The novel is turning into the needs of its plot. The plot is stepping
forward as a character in its own right, as in opera. There are crowd
scenes out in the city, in the streets and piazzas, and domestic scenes
and drama in the secret apartment where the radicals nest. We know what
happened in Aldo Moro’s Italy, terrible things. None of what’s happening
to Reno seems real because it isn’t. It almost is, it wants to be, or
wants to seem to be, but isn’t. It wants to be more, it wants to invent
to the level of persuasive reality, and still be a novel. But it’s only
a novel, Kushner’s novel, and feels like it, reads like it. She
brilliantly tries. She writes like mad. There is the news that Robert
has been kidnapped. Later there will be the news that he has been
killed. Now we are looking up at the Italian Alps into which the
escaping Gianni disappears, and now we are waiting with Reno on the
other side, the French side, for him to reappear. He doesn’t.

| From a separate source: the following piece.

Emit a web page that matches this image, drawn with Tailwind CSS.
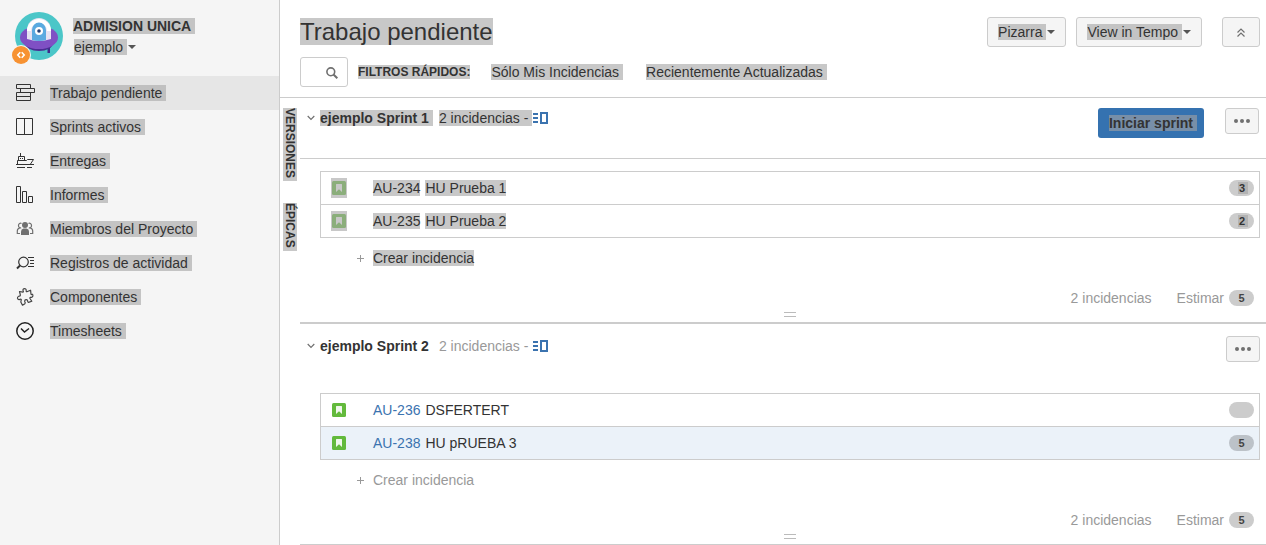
<!DOCTYPE html>
<html lang="es">

<head>
    <meta charset="UTF-8">
    <meta name="viewport" content="width=device-width, initial-scale=1.0">
    <title>Trabajo pendiente - ADMISION UNICA</title>
    <script src="https://cdn.jsdelivr.net/npm/@tailwindcss/browser@4"></script>
</head>

<body class="flex min-h-screen bg-white font-['Liberation_Sans',Arial,sans-serif] text-[14px] leading-4 text-[#333]">

    <!-- Shared icons -->
    <svg class="hidden">
        <symbol id="icon-caret" viewBox="0 0 8 4">
            <path d="M0 0h8L4 4z" fill="#555" />
        </symbol>
        <symbol id="icon-chevron" viewBox="0 0 8 6">
            <path d="M.7 1L4 4.3 7.3 1" fill="none" stroke="#707070" stroke-width="1.2" />
        </symbol>
        <symbol id="icon-panel" viewBox="0 0 15 12">
            <path d="M0 1h5v2H0zM0 5h5v2H0zM0 9h5v2H0z" fill="#3b73af" />
            <path d="M8 1h6v10H8z" fill="none" stroke="#3b73af" stroke-width="2" />
        </symbol>
        <symbol id="icon-dots" viewBox="0 0 16 4">
            <circle cx="2" cy="2" r="2" fill="#707070" />
            <circle cx="8" cy="2" r="2" fill="#707070" />
            <circle cx="14" cy="2" r="2" fill="#707070" />
        </symbol>
        <symbol id="icon-story" viewBox="0 0 14 14">
            <rect width="14" height="14" rx="1.5" fill="currentColor" />
            <path d="M4 3.500q0-.5.5-.5h5q.5 0 .5.500V11L7 8.200 4 11z" fill="#fff" fill-opacity=".9" />
        </symbol>
        <symbol id="icon-story-selected" viewBox="0 0 14 14">
            <rect width="14" height="14" rx="1.5" fill="#8bae7b" />
            <path d="M4 3.500q0-.5.5-.5h5q.5 0 .5.500V11L7 8.200 4 11z" fill="#c8c8c8" />
        </symbol>
        <symbol id="icon-plus" viewBox="0 0 7 7">
            <path d="M3.500 0v7M0 3.500h7" stroke="#999" fill="none" />
        </symbol>
    </svg>

    <aside class="w-[280px] shrink-0 border-r border-[#ccc] bg-[#f5f5f5]">
        <div class="flex h-[76px] pt-3 pl-[15px]">
            <div class="relative size-12 shrink-0">
                <svg class="size-12" viewBox="0 0 48 48">
                    <circle cx="24" cy="24" r="24" fill="#4bc6c8" />
                    <path d="M31 34h4v7h-2.500v-4H31z" fill="#3f2a8c" />
                    <ellipse cx="24" cy="31" rx="14" ry="8" fill="#4a2d93" />
                    <ellipse cx="24" cy="25.500" rx="19" ry="11.500" fill="#7f50c4" />
                    <path d="M12 27V18a12 12 0 0 1 24 0v9q-12 4-24 0z" fill="#e6e2f2" />
                    <path d="M12 19a12 12 0 0 1 24 0h-4a8 8 0 0 0-16 0z" fill="#fff" />
                    <path d="M17 28V18a7 7.500 0 0 1 14 0v10q-7 2-14 0z" fill="#5aaae0" />
                    <circle cx="24" cy="19" r="4" fill="#fff" />
                    <circle cx="24" cy="19" r="1.800" fill="#223f73" />
                </svg>
                <svg class="absolute top-[33px] -left-1 size-5" viewBox="0 0 20 20">
                    <circle cx="10" cy="10" r="10" fill="#f5f5f5" />
                    <circle cx="10" cy="10" r="9" fill="#f79232" />
                    <path d="M9.300 7.300L6.800 10 9.300 12.700M10.700 7.300L13.200 10 10.700 12.700" fill="none" stroke="#fff" stroke-width="1.600" />
                </svg>
            </div>
            <div class="pt-[6px] pl-[10px]">
                <div class="mb-[5px]"><a href="#" class="inline-block bg-[#c4c4c4] pr-1 font-bold">ADMISION UNICA</a></div>
                <button class="flex items-center gap-px pl-px"><span class="bg-[#c4c4c4] pr-1">ejemplo</span><svg class="h-1 w-2"><use href="#icon-caret" /></svg></button>
            </div>
        </div>

        <nav>
            <a href="#" class="flex h-[34px] items-center gap-[14px] bg-[#e6e6e6] pl-4">
                <svg class="size-5" viewBox="0 0 20 20" fill="none" stroke="#333">
                    <path d="M.5 1.500h14v4H.5zM4.500 5.500h14v4h-14zM.5 9.500h14v8H.5zM.5 13.500h14" />
                </svg>
                <span class="bg-[#c0c0c0] pr-1">Trabajo pendiente</span>
            </a>
            <a href="#" class="flex h-[34px] items-center gap-[14px] pl-4">
                <svg class="size-5" viewBox="0 0 20 20" fill="none" stroke="#333">
                    <path d="M.5 1.500h16v16H.5zM8.500 1.500v16" />
                </svg>
                <span class="bg-[#c4c4c4] pr-1">Sprints activos</span>
            </a>
            <a href="#" class="flex h-[34px] items-center gap-[14px] pl-4">
                <svg class="size-5" viewBox="0 0 20 20" fill="none" stroke="#333">
                    <path d="M4.500 2v3M2.500 9V5.500h6V9M1.500 13V9.500h9l1-1h6L14.500 13M0 13.500h18M1 16.500h8M11 16.500h5M4 7.500h1M6 7.500h1" />
                </svg>
                <span class="bg-[#c4c4c4] pr-1">Entregas</span>
            </a>
            <a href="#" class="flex h-[34px] items-center gap-[14px] pl-4">
                <svg class="size-5" viewBox="0 0 20 20" fill="none" stroke="#333">
                    <path d="M.5 1.500h4v16h-4zM6.500 6.500h4v11h-4zM12.500 11.500h4v6h-4z" />
                </svg>
                <span class="bg-[#c4c4c4] pr-1">Informes</span>
            </a>
            <a href="#" class="flex h-[34px] items-center gap-[14px] pl-4">
                <svg class="size-5" viewBox="0 0 20 20" fill="none" stroke="#707070">
                    <circle cx="9" cy="6" r="3" fill="#707070" stroke="none" />
                    <path d="M5 16v-3.500q0-2.500 2.500-3h3q2.500.5 2.500 3V16z" fill="#707070" stroke="none" />
                    <path d="M5.500 4.500a2 2.400 0 1 0-.3 4.300M12.500 4.500a2 2.400 0 1 1 .3 4.300M3.500 9.200Q1.300 9.700 1.300 12v2.500H4M14.500 9.200q2.200.5 2.200 2.800v2.500H14" stroke-width="1.200" />
                </svg>
                <span class="bg-[#c4c4c4] pr-1">Miembros del Proyecto</span>
            </a>
            <a href="#" class="flex h-[34px] items-center gap-[14px] pl-4">
                <svg class="size-5" viewBox="0 0 20 20" fill="none" stroke="#333">
                    <circle cx="7.500" cy="9" r="4.800" stroke-width="1.200" />
                    <path d="M4 12.500L1 15.500" stroke-width="2" />
                    <path d="M12 4.500h6M14 7.500h4M14 10.500h4M12 13.500h6" />
                </svg>
                <span class="bg-[#c4c4c4] pr-1">Registros de actividad</span>
            </a>
            <a href="#" class="flex h-[34px] items-center gap-[14px] pl-4">
                <svg class="size-5" viewBox="0 0 20 20" fill="none" stroke="#444" stroke-width="1.200">
                    <path d="M3.500 4.500L7 5.200Q7.800 4.500 7 3.500 6.800 1.700 8.500 1.700 10.300 1.700 10.200 3.400 9.800 4.500 10.800 4.800L14.600 3.200 15 7.200Q15.500 8 16.300 7.200 17.300 7.600 16.800 9.300 16.200 10.800 14.600 10.200 13.600 10.500 14 11.500L15.800 14.300 12.500 15.400Q11.400 15 11.700 14 11.500 12.500 10 12.700 8.400 13 8.700 14.600 9.700 15.800 8.900 16.700L6.500 18.200 4.800 15 5.300 12.600Q4.800 11.800 3.800 12.400 2.200 13 1.500 11.500 1.100 9.800 2.800 9.200 4.200 9.300 4.400 8.200z" stroke-linejoin="round" />
                </svg>
                <span class="bg-[#c4c4c4] pr-1">Componentes</span>
            </a>
            <a href="#" class="flex h-[34px] items-center gap-[14px] pl-4">
                <svg class="size-5" viewBox="0 0 20 20" fill="none" stroke="#222" stroke-width="1.500">
                    <circle cx="9" cy="10" r="8.200" />
                    <path d="M5 7.500L8.500 11 13 7.500" />
                </svg>
                <span class="bg-[#c4c4c4] pr-1">Timesheets</span>
            </a>
        </nav>
    </aside>

    <main class="min-w-0 flex-1">
        <header class="border-b border-[#ccc] pr-[6px] pb-[10px] pl-5">
            <div class="flex items-start justify-between">
                <h1 class="mt-[18px] bg-[#c8c8c8] text-[24px] leading-[27px]">Trabajo pendiente</h1>
                <div class="mt-[17px] flex gap-[10px]">
                    <button class="flex h-[30px] items-center gap-px rounded-[3px] border border-[#ccc] bg-[#f5f5f5] px-[10px]"><span class="bg-[#c4c4c4] pr-1">Pizarra</span><svg class="h-1 w-2"><use href="#icon-caret" /></svg></button>
                    <button class="flex h-[30px] items-center gap-px rounded-[3px] border border-[#ccc] bg-[#f5f5f5] px-[10px]"><span class="bg-[#c4c4c4] pr-1">View in Tempo</span><svg class="h-1 w-2"><use href="#icon-caret" /></svg></button>
                    <button class="ml-[10px] flex h-[30px] w-[38px] items-center justify-center rounded-[3px] border border-[#ccc] bg-[#f5f5f5]" aria-label="Contraer">
                        <svg class="h-[9px] w-2" viewBox="0 0 8 9" fill="none" stroke="#707070" stroke-width="1.200">
                            <path d="M.5 4.500L4 1l3.500 3.500M.5 8.500L4 5l3.500 3.500" />
                        </svg>
                    </button>
                </div>
            </div>
            <div class="mt-[10px] flex items-center">
                <label class="relative block">
                    <input type="text" aria-label="Buscar" class="block h-[30px] w-12 rounded-[3px] border border-[#ccc] bg-white pr-6 pl-1">
                    <svg class="absolute top-[10px] left-[26px] size-3" viewBox="0 0 12 12" fill="none" stroke="#707070">
                        <circle cx="4.800" cy="4.800" r="3.900" stroke-width="1.600" />
                        <path d="M7.500 7.500L11.300 11.300" stroke-width="2" />
                    </svg>
                </label>
                <span class="ml-[10px] bg-[#c8c8c8] text-[12px] leading-[14px] font-bold">FILTROS RÁPIDOS:</span>
                <a href="#" class="ml-[21px] bg-[#c8c8c8] pr-1">Sólo Mis Incidencias</a>
                <a href="#" class="ml-[23px] bg-[#c8c8c8] pr-1">Recientemente Actualizadas</a>
            </div>
        </header>

        <div class="flex">
            <div class="flex w-5 shrink-0 flex-col gap-[22px] pt-[10px] pl-[3px] text-[12px] leading-[14px] font-bold">
                <button class="w-[14px] bg-[#c8c8c8] pb-[3px] [writing-mode:vertical-rl]">VERSIONES</button>
                <button class="w-[14px] bg-[#c8c8c8] pb-[3px] [writing-mode:vertical-rl]">ÉPICAS</button>
            </div>

            <div class="min-w-0 flex-1">
                <!-- Sprint 1 -->
                <section class="border-b-2 border-[#ccc]">
                    <div class="flex items-start border-b border-[#ccc] pt-[10px] pr-[7px] pb-5 pl-[7px]">
                        <div class="mt-[2px] flex items-center">
                            <svg class="mr-[5px] h-[6px] w-2"><use href="#icon-chevron" /></svg>
                            <h2 class="bg-[#c8c8c8] pr-1 font-bold">ejemplo Sprint 1</h2>
                            <span class="ml-[6px] bg-[#c8c8c8] pr-1">2 incidencias -</span>
                            <svg class="ml-px h-3 w-[15px]"><use href="#icon-panel" /></svg>
                        </div>
                        <button class="ml-auto flex h-[30px] items-center rounded-[3px] bg-[#3572b0] pr-[7px] pl-[11px] font-bold"><span class="bg-[#788fa8] pr-1">Iniciar sprint</span></button>
                        <button class="ml-[21px] flex h-[26px] w-[34px] items-center justify-center rounded-[3px] border border-[#ccc] bg-[#f5f5f5]" aria-label="Más acciones"><svg class="h-1 w-4"><use href="#icon-dots" /></svg></button>
                    </div>

                    <ul class="mt-3 mr-[6px] ml-5 divide-y divide-[#ccc] border border-[#ccc]">
                        <li class="box-content flex h-8 items-center pr-[5px] pl-[10px]">
                            <span class="mr-[26px] flex h-5 w-4 items-center justify-center bg-[#c8c8c8]"><svg class="size-[14px]"><use href="#icon-story-selected" /></svg></span>
                            <a href="#" class="mr-[5px] bg-[#c8c8c8]">AU-234</a>
                            <span class="bg-[#c8c8c8]">HU Prueba 1</span>
                            <span class="ml-auto flex h-4 w-[25px] items-center rounded-full bg-[#ccc] pl-[9px] text-[11px] leading-3 font-bold"><span class="bg-[#b3b3b3] pr-[3px] pl-px">3</span></span>
                        </li>
                        <li class="box-content flex h-8 items-center pr-[5px] pl-[10px]">
                            <span class="mr-[26px] flex h-5 w-4 items-center justify-center bg-[#c8c8c8]"><svg class="size-[14px]"><use href="#icon-story-selected" /></svg></span>
                            <a href="#" class="mr-[5px] bg-[#c8c8c8]">AU-235</a>
                            <span class="bg-[#c8c8c8]">HU Prueba 2</span>
                            <span class="ml-auto flex h-4 w-[25px] items-center rounded-full bg-[#ccc] pl-[9px] text-[11px] leading-3 font-bold"><span class="bg-[#b3b3b3] pr-[3px] pl-px">2</span></span>
                        </li>
                    </ul>

                    <button class="mt-3 ml-[57px] flex items-center gap-[9px]">
                        <svg class="size-[7px]"><use href="#icon-plus" /></svg>
                        <span class="bg-[#c8c8c8]">Crear incidencia</span>
                    </button>

                    <div class="mt-6 mr-3 flex items-center justify-end text-[#999]">
                        <span class="mr-[25px]">2 incidencias</span>
                        <span class="mr-[5px]">Estimar</span>
                        <span class="flex h-4 w-[25px] items-center justify-center rounded-full bg-[#ccc] text-[11px] font-bold text-[#444]">5</span>
                    </div>
                    <div class="mt-[6px] mr-[6px] mb-[5px] ml-5 flex justify-center">
                        <div class="h-[5px] w-3 border-y border-[#bbb]"></div>
                    </div>
                </section>

                <!-- Sprint 2 -->
                <section class="border-b border-[#ccc]">
                    <div class="flex items-start pt-3 pr-[6px] pb-[19px] pl-[7px]">
                        <div class="mt-[2px] flex items-center">
                            <svg class="mr-[5px] h-[6px] w-2"><use href="#icon-chevron" /></svg>
                            <h2 class="pr-1 font-bold">ejemplo Sprint 2</h2>
                            <span class="ml-[6px] pr-1 text-[#999]">2 incidencias -</span>
                            <svg class="ml-px h-3 w-[15px]"><use href="#icon-panel" /></svg>
                        </div>
                        <button class="ml-auto flex h-[26px] w-[34px] items-center justify-center rounded-[3px] border border-[#ccc] bg-[#f5f5f5]" aria-label="Más acciones"><svg class="h-1 w-4"><use href="#icon-dots" /></svg></button>
                    </div>

                    <ul class="mt-3 mr-[6px] ml-5 divide-y divide-[#ccc] border border-[#ccc]">
                        <li class="box-content flex h-8 items-center pr-[5px] pl-[10px]">
                            <span class="mr-[26px] flex h-5 w-4 items-center justify-center text-[#63ba3c]"><svg class="size-[14px]"><use href="#icon-story" /></svg></span>
                            <a href="#" class="mr-[5px] text-[#3b73af]">AU-236</a>
                            <span>DSFERTERT</span>
                            <span class="ml-auto h-4 w-[25px] rounded-full bg-[#ccc]"></span>
                        </li>
                        <li class="box-content flex h-8 items-center bg-[#ebf2f9] pr-[5px] pl-[10px]">
                            <span class="mr-[26px] flex h-5 w-4 items-center justify-center text-[#63ba3c]"><svg class="size-[14px]"><use href="#icon-story" /></svg></span>
                            <a href="#" class="mr-[5px] text-[#3b73af]">AU-238</a>
                            <span>HU pRUEBA 3</span>
                            <span class="ml-auto flex h-4 w-[25px] items-center justify-center rounded-full bg-[#bcc2c8] text-[11px] font-bold text-[#444]">5</span>
                        </li>
                    </ul>

                    <button class="mt-3 ml-[57px] flex items-center gap-[9px] text-[#999]">
                        <svg class="size-[7px]"><use href="#icon-plus" /></svg>
                        <span>Crear incidencia</span>
                    </button>

                    <div class="mt-6 mr-3 flex items-center justify-end text-[#999]">
                        <span class="mr-[25px]">2 incidencias</span>
                        <span class="mr-[5px]">Estimar</span>
                        <span class="flex h-4 w-[25px] items-center justify-center rounded-full bg-[#ccc] text-[11px] font-bold text-[#444]">5</span>
                    </div>
                    <div class="mt-[6px] mr-[6px] mb-[5px] ml-5 flex justify-center">
                        <div class="h-[5px] w-3 border-y border-[#bbb]"></div>
                    </div>
                </section>
            </div>
        </div>
    </main>
</body>

</html>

Now we are back in New York, at the end of a four-hundred-page swirl and
whirl of language and people and bits of business, bomb blasts and
jukebox music—and Morton Feldman with his thick glasses—and “‘Larry Zox,
Larry Poons, Larry Bell, Larry Clark, Larry Rivers, and Larry Fink. And
they’re all talking to one another!’” So much New York, so much
Seventies, such bursting-apart-at-the-seams liveliness! What a splendor
of invention! These passionately alive and not believable characters!
Heat without heart. Such an abundance of life and liveliness and
language! It’s a glorious novel Rachel Kushner has written with heat but
without warmth. Maybe that’s a new kind of novel.
The end, the final pages. And we’re back in Rome. Learning why the
Allies bombed the Cinecittà film studios during the war. And, look,
we’re in the Saarinen TWA terminal at JFK, which makes Sandro think of
Brasília, built with T. P. Valera’s rubber-tapping money. And now Sandro
thinks about Talia, who talked like Sylvia Plath and looked a little
like her. And now we’re with Reno waiting below Mont Blanc for Gianni to
reappear, as the lights of Chamonix come on and snow falls and night falls.
What’s this book interested in? It’s interested in being made into a movie.